[START OF Collected data]

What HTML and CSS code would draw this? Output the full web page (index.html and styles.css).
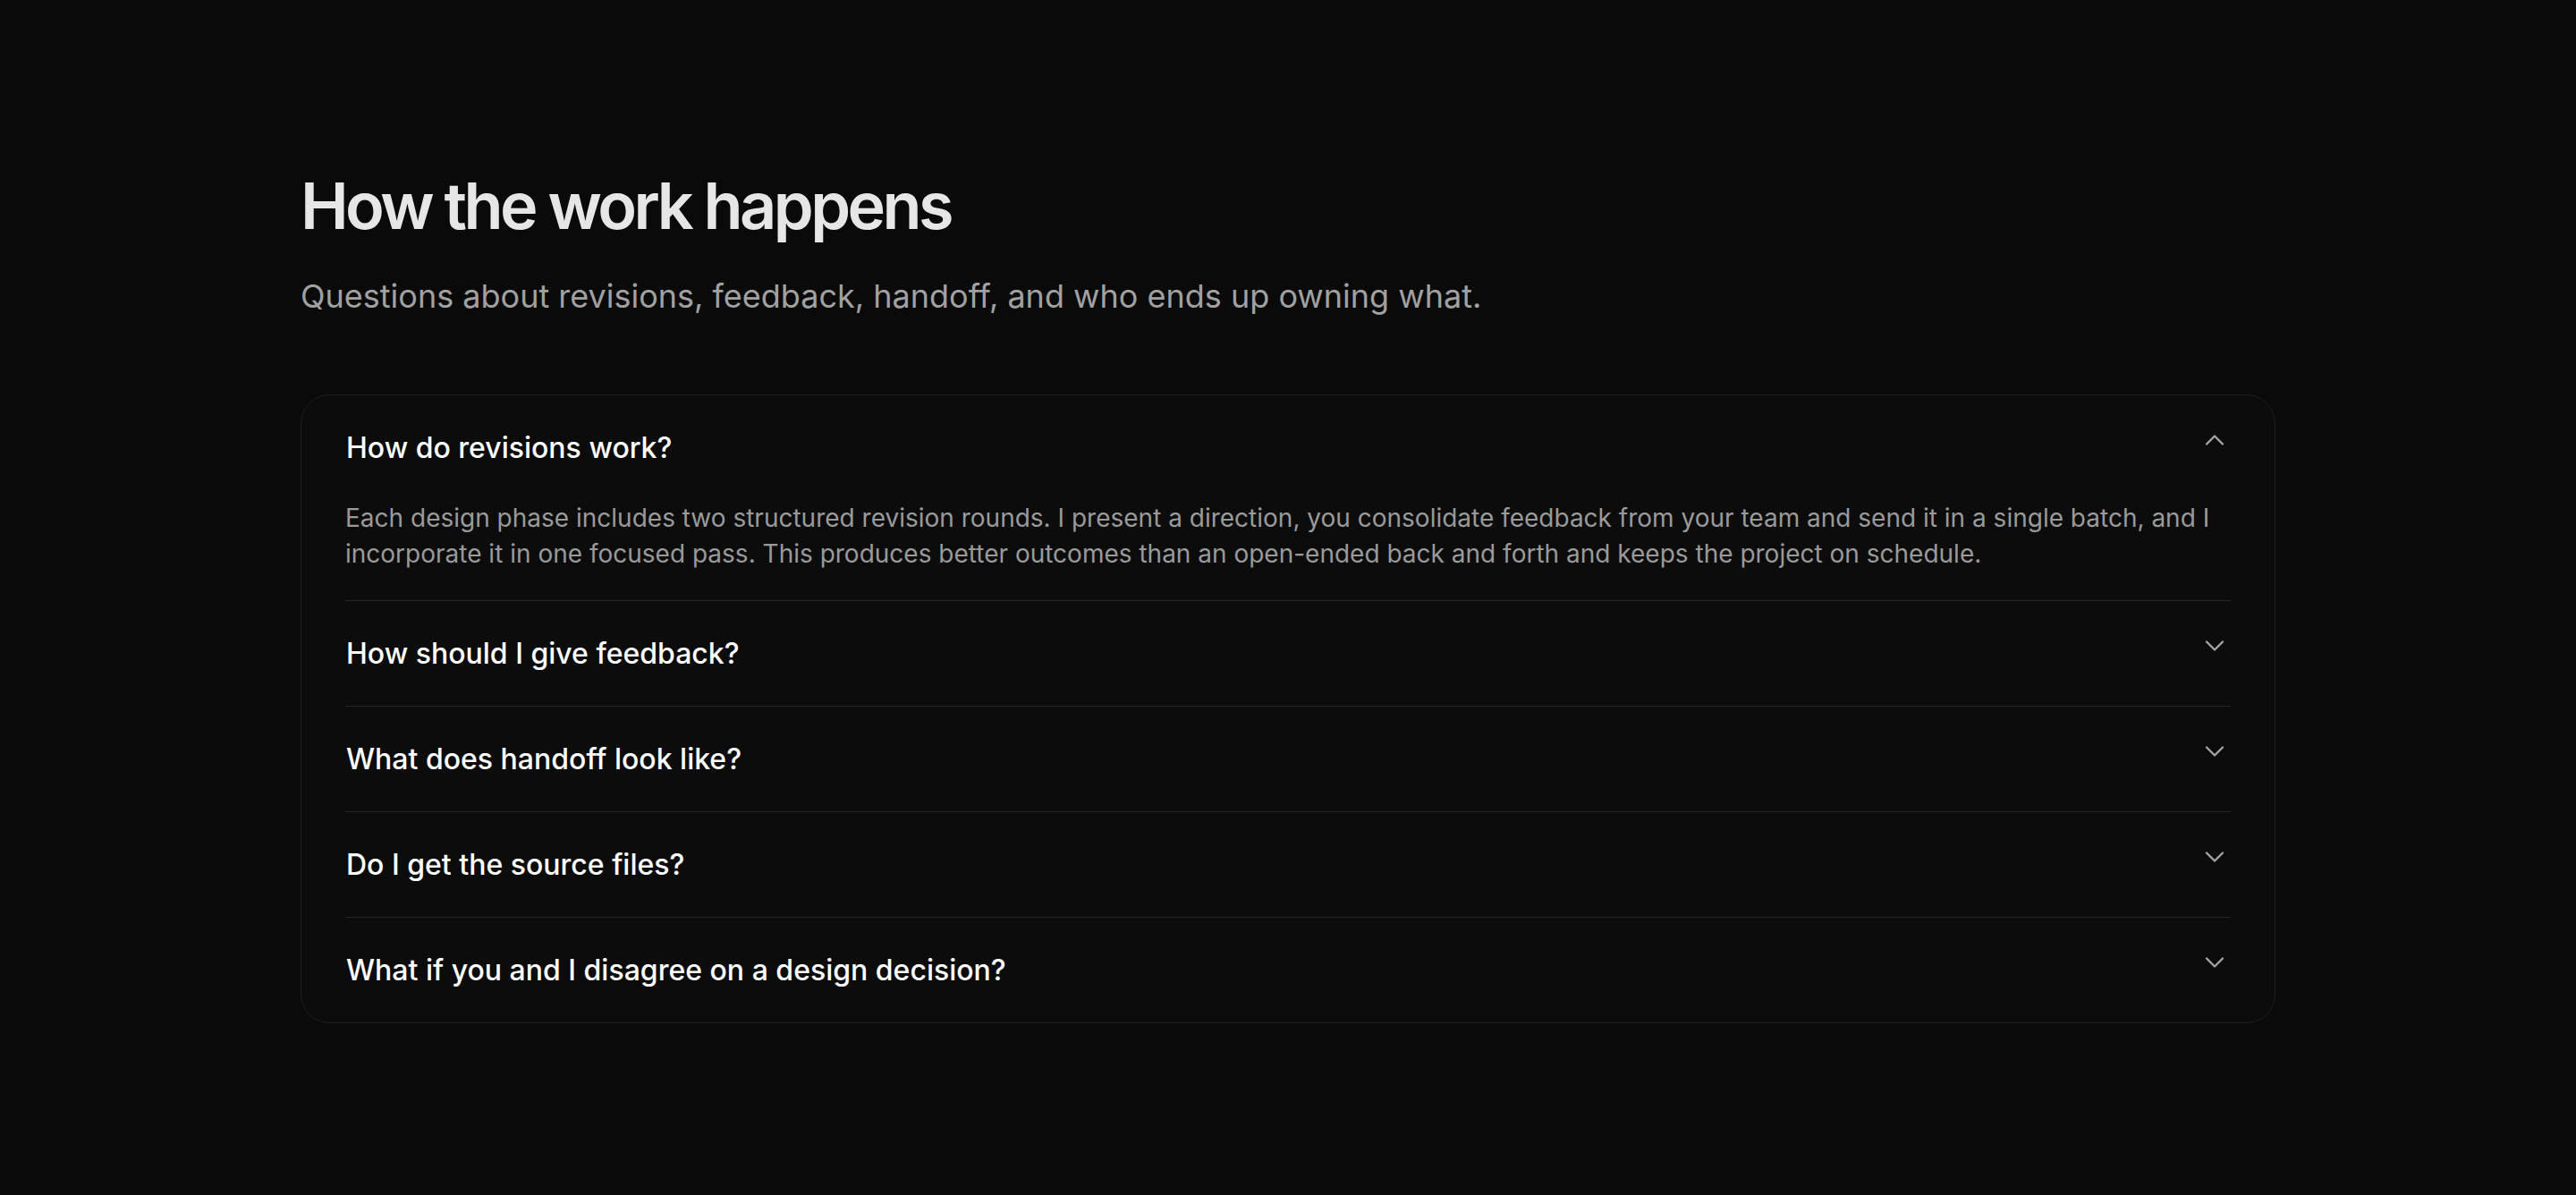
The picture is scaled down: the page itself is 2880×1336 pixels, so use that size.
FILE: index.html
```html
<!DOCTYPE html>
<html lang="en">
<head>
    <meta charset="UTF-8">
    <meta name="viewport" content="width=device-width, initial-scale=1.0">
    <title>How the work happens</title>
    <link rel="stylesheet" href="styles.css">
</head>
<body>
    <section class="faq">
        <h2 class="faq-title">How the work happens</h2>
        <p class="faq-lead">Questions about revisions, feedback, handoff, and who ends up owning what.</p>

        <div class="faq-card">
            <div class="faq-item open">
                <button class="faq-question">
                    <span>How do revisions work?</span>
                    <svg class="chev" viewBox="0 0 24 24"><path d="m6 15 6-6 6 6"/></svg>
                </button>
                <p class="faq-answer">Each design phase includes two structured revision rounds. I present a direction, you consolidate feedback from your team and send it in a single batch, and I incorporate it in one focused pass. This produces better outcomes than an open-ended back and forth and keeps the project on schedule.</p>
            </div>
            <div class="faq-item">
                <button class="faq-question">
                    <span>How should I give feedback?</span>
                    <svg class="chev" viewBox="0 0 24 24"><path d="m6 9 6 6 6-6"/></svg>
                </button>
            </div>
            <div class="faq-item">
                <button class="faq-question">
                    <span>What does handoff look like?</span>
                    <svg class="chev" viewBox="0 0 24 24"><path d="m6 9 6 6 6-6"/></svg>
                </button>
            </div>
            <div class="faq-item">
                <button class="faq-question">
                    <span>Do I get the source files?</span>
                    <svg class="chev" viewBox="0 0 24 24"><path d="m6 9 6 6 6-6"/></svg>
                </button>
            </div>
            <div class="faq-item">
                <button class="faq-question">
                    <span>What if you and I disagree on a design decision?</span>
                    <svg class="chev" viewBox="0 0 24 24"><path d="m6 9 6 6 6-6"/></svg>
                </button>
            </div>
        </div>
    </section>
</body>
</html>
```

FILE: styles.css
```css
body { margin: 0; background: #0a0a0a; font-family: Inter, "Noto Sans", sans-serif; }
.faq { width: 2208px; margin: 0 auto; padding: 190px 0 200px; }
.faq-title { margin: 0; font-size: 72px; line-height: 1.1; font-weight: 600; letter-spacing: -0.05em; color: #e6e6e6; }
.faq-lead { margin: 35px 0 83px; font-size: 36px; line-height: 1.5; color: #a1a1a1; }
.faq-card { background: #0c0c0c; border: 1px solid #1f1f1f; border-radius: 32px; padding: 0 49px; }
.faq-item { border-bottom: 1px solid #262626; }
.faq-item:last-child { border-bottom: none; }
.faq-question { display: flex; justify-content: space-between; align-items: flex-start; width: 100%; padding: 36px 0 36px 1px; background: none; border: none; cursor: pointer; font-family: inherit; font-size: 32px; line-height: 45px; font-weight: 500; color: #fff; text-align: left; }
.chev { width: 36px; height: 36px; margin-top: -4px; fill: none; stroke: #a3a3a3; stroke-width: 1.6; stroke-linecap: round; stroke-linejoin: round; }
.faq-answer { margin: 0; padding: 0 0 32px; font-size: 28px; line-height: 40px; color: #9a9a9a; }
```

[END OF Collected data]

■ Exercise requirements ■
Quote the material word for word, dropping any images it holds.

■ Written solution ■
What HTML and CSS code would draw this? Output the full web page (index.html and styles.css).
The picture is scaled down: the page itself is 2880×1336 pixels, so use that size.
FILE: index.html
```html
<!DOCTYPE html>
<html lang="en">
<head>
    <meta charset="UTF-8">
    <meta name="viewport" content="width=device-width, initial-scale=1.0">
    <title>How the work happens</title>
    <link rel="stylesheet" href="styles.css">
</head>
<body>
    <section class="faq">
        <h2 class="faq-title">How the work happens</h2>
        <p class="faq-lead">Questions about revisions, feedback, handoff, and who ends up owning what.</p>

        <div class="faq-card">
            <div class="faq-item open">
                <button class="faq-question">
                    <span>How do revisions work?</span>
                    <svg class="chev" viewBox="0 0 24 24"><path d="m6 15 6-6 6 6"/></svg>
                </button>
                <p class="faq-answer">Each design phase includes two structured revision rounds. I present a direction, you consolidate feedback from your team and send it in a single batch, and I incorporate it in one focused pass. This produces better outcomes than an open-ended back and forth and keeps the project on schedule.</p>
            </div>
            <div class="faq-item">
                <button class="faq-question">
                    <span>How should I give feedback?</span>
                    <svg class="chev" viewBox="0 0 24 24"><path d="m6 9 6 6 6-6"/></svg>
                </button>
            </div>
            <div class="faq-item">
                <button class="faq-question">
                    <span>What does handoff look like?</span>
                    <svg class="chev" viewBox="0 0 24 24"><path d="m6 9 6 6 6-6"/></svg>
                </button>
            </div>
            <div class="faq-item">
                <button class="faq-question">
                    <span>Do I get the source files?</span>
                    <svg class="chev" viewBox="0 0 24 24"><path d="m6 9 6 6 6-6"/></svg>
                </button>
            </div>
            <div class="faq-item">
                <button class="faq-question">
                    <span>What if you and I disagree on a design decision?</span>
                    <svg class="chev" viewBox="0 0 24 24"><path d="m6 9 6 6 6-6"/></svg>
                </button>
            </div>
        </div>
    </section>
</body>
</html>
```

FILE: styles.css
```css
body { margin: 0; background: #0a0a0a; font-family: Inter, "Noto Sans", sans-serif; }
.faq { width: 2208px; margin: 0 auto; padding: 190px 0 200px; }
.faq-title { margin: 0; font-size: 72px; line-height: 1.1; font-weight: 600; letter-spacing: -0.05em; color: #e6e6e6; }
.faq-lead { margin: 35px 0 83px; font-size: 36px; line-height: 1.5; color: #a1a1a1; }
.faq-card { background: #0c0c0c; border: 1px solid #1f1f1f; border-radius: 32px; padding: 0 49px; }
.faq-item { border-bottom: 1px solid #262626; }
.faq-item:last-child { border-bottom: none; }
.faq-question { display: flex; justify-content: space-between; align-items: flex-start; width: 100%; padding: 36px 0 36px 1px; background: none; border: none; cursor: pointer; font-family: inherit; font-size: 32px; line-height: 45px; font-weight: 500; color: #fff; text-align: left; }
.chev { width: 36px; height: 36px; margin-top: -4px; fill: none; stroke: #a3a3a3; stroke-width: 1.6; stroke-linecap: round; stroke-linejoin: round; }
.faq-answer { margin: 0; padding: 0 0 32px; font-size: 28px; line-height: 40px; color: #9a9a9a; }
```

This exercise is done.